-------- Data lines

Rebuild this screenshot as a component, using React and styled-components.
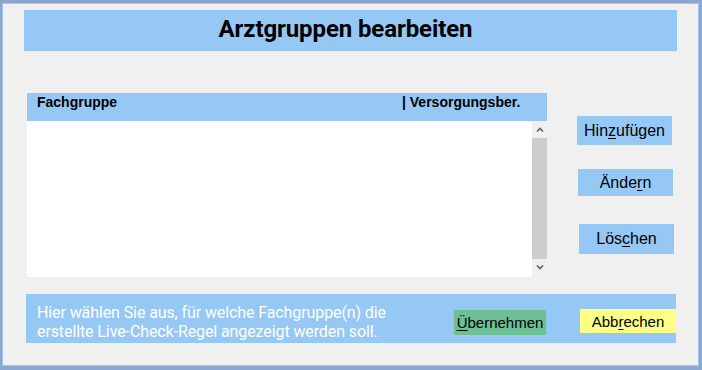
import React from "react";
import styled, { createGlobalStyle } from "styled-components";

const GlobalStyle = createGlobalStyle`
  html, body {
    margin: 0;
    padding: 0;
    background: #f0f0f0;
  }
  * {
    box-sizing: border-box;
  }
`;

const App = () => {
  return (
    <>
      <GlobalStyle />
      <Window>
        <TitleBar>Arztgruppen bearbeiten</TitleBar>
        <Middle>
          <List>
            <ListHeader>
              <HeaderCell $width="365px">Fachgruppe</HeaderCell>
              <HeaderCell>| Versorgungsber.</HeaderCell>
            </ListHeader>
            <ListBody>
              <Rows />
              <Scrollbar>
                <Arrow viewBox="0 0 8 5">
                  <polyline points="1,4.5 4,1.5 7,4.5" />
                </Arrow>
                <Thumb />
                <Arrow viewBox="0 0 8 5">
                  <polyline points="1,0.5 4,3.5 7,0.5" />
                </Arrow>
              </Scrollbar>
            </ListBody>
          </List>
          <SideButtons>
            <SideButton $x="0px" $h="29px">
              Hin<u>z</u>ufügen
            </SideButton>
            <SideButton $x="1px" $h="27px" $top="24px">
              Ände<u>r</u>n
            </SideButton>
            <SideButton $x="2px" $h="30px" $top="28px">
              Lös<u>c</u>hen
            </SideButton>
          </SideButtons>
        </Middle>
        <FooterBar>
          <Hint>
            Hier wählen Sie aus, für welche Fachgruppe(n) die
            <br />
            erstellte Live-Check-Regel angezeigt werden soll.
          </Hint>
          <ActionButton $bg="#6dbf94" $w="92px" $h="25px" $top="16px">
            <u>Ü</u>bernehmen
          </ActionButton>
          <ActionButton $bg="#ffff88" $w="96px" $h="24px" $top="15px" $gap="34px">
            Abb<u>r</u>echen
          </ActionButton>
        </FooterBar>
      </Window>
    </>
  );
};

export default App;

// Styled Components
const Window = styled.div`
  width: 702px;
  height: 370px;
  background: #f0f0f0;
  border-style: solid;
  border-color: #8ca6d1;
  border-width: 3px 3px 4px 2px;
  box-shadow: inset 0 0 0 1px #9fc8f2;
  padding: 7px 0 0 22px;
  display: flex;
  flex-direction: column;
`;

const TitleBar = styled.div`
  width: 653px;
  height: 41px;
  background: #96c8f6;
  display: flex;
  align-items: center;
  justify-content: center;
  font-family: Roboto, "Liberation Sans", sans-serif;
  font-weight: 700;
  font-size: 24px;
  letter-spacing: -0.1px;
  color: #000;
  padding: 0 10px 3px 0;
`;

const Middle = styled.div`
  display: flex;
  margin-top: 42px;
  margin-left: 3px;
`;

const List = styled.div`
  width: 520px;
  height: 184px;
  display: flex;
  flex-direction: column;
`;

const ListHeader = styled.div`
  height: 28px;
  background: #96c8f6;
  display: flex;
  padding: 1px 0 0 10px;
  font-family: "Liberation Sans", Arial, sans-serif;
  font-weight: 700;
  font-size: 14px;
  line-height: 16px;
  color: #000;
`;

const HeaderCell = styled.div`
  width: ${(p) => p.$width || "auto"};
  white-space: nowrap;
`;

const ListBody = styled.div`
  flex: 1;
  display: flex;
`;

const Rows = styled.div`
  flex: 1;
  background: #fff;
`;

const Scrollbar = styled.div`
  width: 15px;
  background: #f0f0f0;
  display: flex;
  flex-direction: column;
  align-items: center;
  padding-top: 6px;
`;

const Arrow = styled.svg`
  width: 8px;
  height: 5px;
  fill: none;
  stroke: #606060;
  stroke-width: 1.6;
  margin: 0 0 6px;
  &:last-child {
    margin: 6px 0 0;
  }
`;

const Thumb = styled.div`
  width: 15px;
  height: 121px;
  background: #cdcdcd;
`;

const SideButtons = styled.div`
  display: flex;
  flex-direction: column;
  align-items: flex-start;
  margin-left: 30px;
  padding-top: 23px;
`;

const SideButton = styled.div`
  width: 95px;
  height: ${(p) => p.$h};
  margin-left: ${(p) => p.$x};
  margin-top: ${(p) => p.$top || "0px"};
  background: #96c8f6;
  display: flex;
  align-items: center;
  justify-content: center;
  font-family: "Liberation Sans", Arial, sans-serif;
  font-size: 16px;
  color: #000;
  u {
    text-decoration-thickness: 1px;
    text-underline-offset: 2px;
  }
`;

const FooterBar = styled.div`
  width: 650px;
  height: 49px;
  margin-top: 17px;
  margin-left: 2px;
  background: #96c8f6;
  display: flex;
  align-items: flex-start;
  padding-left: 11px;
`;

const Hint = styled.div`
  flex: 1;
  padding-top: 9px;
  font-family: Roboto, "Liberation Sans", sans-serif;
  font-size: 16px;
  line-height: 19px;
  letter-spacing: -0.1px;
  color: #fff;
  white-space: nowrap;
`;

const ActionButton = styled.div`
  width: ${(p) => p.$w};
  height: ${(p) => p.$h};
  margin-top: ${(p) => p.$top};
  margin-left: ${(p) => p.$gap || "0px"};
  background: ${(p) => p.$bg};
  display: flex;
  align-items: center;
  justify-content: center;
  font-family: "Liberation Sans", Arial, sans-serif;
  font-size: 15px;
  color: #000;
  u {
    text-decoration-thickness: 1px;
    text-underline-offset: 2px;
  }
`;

----------------

Written task => Write out each line again precisely as it appears, skipping every picture.

Worked answer =>
Rebuild this screenshot as a component, using React and styled-components.
import React from "react";
import styled, { createGlobalStyle } from "styled-components";

const GlobalStyle = createGlobalStyle`
  html, body {
    margin: 0;
    padding: 0;
    background: #f0f0f0;
  }
  * {
    box-sizing: border-box;
  }
`;

const App = () => {
  return (
    <>
      <GlobalStyle />
      <Window>
        <TitleBar>Arztgruppen bearbeiten</TitleBar>
        <Middle>
          <List>
            <ListHeader>
              <HeaderCell $width="365px">Fachgruppe</HeaderCell>
              <HeaderCell>| Versorgungsber.</HeaderCell>
            </ListHeader>
            <ListBody>
              <Rows />
              <Scrollbar>
                <Arrow viewBox="0 0 8 5">
                  <polyline points="1,4.5 4,1.5 7,4.5" />
                </Arrow>
                <Thumb />
                <Arrow viewBox="0 0 8 5">
                  <polyline points="1,0.5 4,3.5 7,0.5" />
                </Arrow>
              </Scrollbar>
            </ListBody>
          </List>
          <SideButtons>
            <SideButton $x="0px" $h="29px">
              Hin<u>z</u>ufügen
            </SideButton>
            <SideButton $x="1px" $h="27px" $top="24px">
              Ände<u>r</u>n
            </SideButton>
            <SideButton $x="2px" $h="30px" $top="28px">
              Lös<u>c</u>hen
            </SideButton>
          </SideButtons>
        </Middle>
        <FooterBar>
          <Hint>
            Hier wählen Sie aus, für welche Fachgruppe(n) die
            <br />
            erstellte Live-Check-Regel angezeigt werden soll.
          </Hint>
          <ActionButton $bg="#6dbf94" $w="92px" $h="25px" $top="16px">
            <u>Ü</u>bernehmen
          </ActionButton>
          <ActionButton $bg="#ffff88" $w="96px" $h="24px" $top="15px" $gap="34px">
            Abb<u>r</u>echen
          </ActionButton>
        </FooterBar>
      </Window>
    </>
  );
};

export default App;

// Styled Components
const Window = styled.div`
  width: 702px;
  height: 370px;
  background: #f0f0f0;
  border-style: solid;
  border-color: #8ca6d1;
  border-width: 3px 3px 4px 2px;
  box-shadow: inset 0 0 0 1px #9fc8f2;
  padding: 7px 0 0 22px;
  display: flex;
  flex-direction: column;
`;

const TitleBar = styled.div`
  width: 653px;
  height: 41px;
  background: #96c8f6;
  display: flex;
  align-items: center;
  justify-content: center;
  font-family: Roboto, "Liberation Sans", sans-serif;
  font-weight: 700;
  font-size: 24px;
  letter-spacing: -0.1px;
  color: #000;
  padding: 0 10px 3px 0;
`;

const Middle = styled.div`
  display: flex;
  margin-top: 42px;
  margin-left: 3px;
`;

const List = styled.div`
  width: 520px;
  height: 184px;
  display: flex;
  flex-direction: column;
`;

const ListHeader = styled.div`
  height: 28px;
  background: #96c8f6;
  display: flex;
  padding: 1px 0 0 10px;
  font-family: "Liberation Sans", Arial, sans-serif;
  font-weight: 700;
  font-size: 14px;
  line-height: 16px;
  color: #000;
`;

const HeaderCell = styled.div`
  width: ${(p) => p.$width || "auto"};
  white-space: nowrap;
`;

const ListBody = styled.div`
  flex: 1;
  display: flex;
`;

const Rows = styled.div`
  flex: 1;
  background: #fff;
`;

const Scrollbar = styled.div`
  width: 15px;
  background: #f0f0f0;
  display: flex;
  flex-direction: column;
  align-items: center;
  padding-top: 6px;
`;

const Arrow = styled.svg`
  width: 8px;
  height: 5px;
  fill: none;
  stroke: #606060;
  stroke-width: 1.6;
  margin: 0 0 6px;
  &:last-child {
    margin: 6px 0 0;
  }
`;

const Thumb = styled.div`
  width: 15px;
  height: 121px;
  background: #cdcdcd;
`;

const SideButtons = styled.div`
  display: flex;
  flex-direction: column;
  align-items: flex-start;
  margin-left: 30px;
  padding-top: 23px;
`;

const SideButton = styled.div`
  width: 95px;
  height: ${(p) => p.$h};
  margin-left: ${(p) => p.$x};
  margin-top: ${(p) => p.$top || "0px"};
  background: #96c8f6;
  display: flex;
  align-items: center;
  justify-content: center;
  font-family: "Liberation Sans", Arial, sans-serif;
  font-size: 16px;
  color: #000;
  u {
    text-decoration-thickness: 1px;
    text-underline-offset: 2px;
  }
`;

const FooterBar = styled.div`
  width: 650px;
  height: 49px;
  margin-top: 17px;
  margin-left: 2px;
  background: #96c8f6;
  display: flex;
  align-items: flex-start;
  padding-left: 11px;
`;

const Hint = styled.div`
  flex: 1;
  padding-top: 9px;
  font-family: Roboto, "Liberation Sans", sans-serif;
  font-size: 16px;
  line-height: 19px;
  letter-spacing: -0.1px;
  color: #fff;
  white-space: nowrap;
`;

const ActionButton = styled.div`
  width: ${(p) => p.$w};
  height: ${(p) => p.$h};
  margin-top: ${(p) => p.$top};
  margin-left: ${(p) => p.$gap || "0px"};
  background: ${(p) => p.$bg};
  display: flex;
  align-items: center;
  justify-content: center;
  font-family: "Liberation Sans", Arial, sans-serif;
  font-size: 15px;
  color: #000;
  u {
    text-decoration-thickness: 1px;
    text-underline-offset: 2px;
  }
`;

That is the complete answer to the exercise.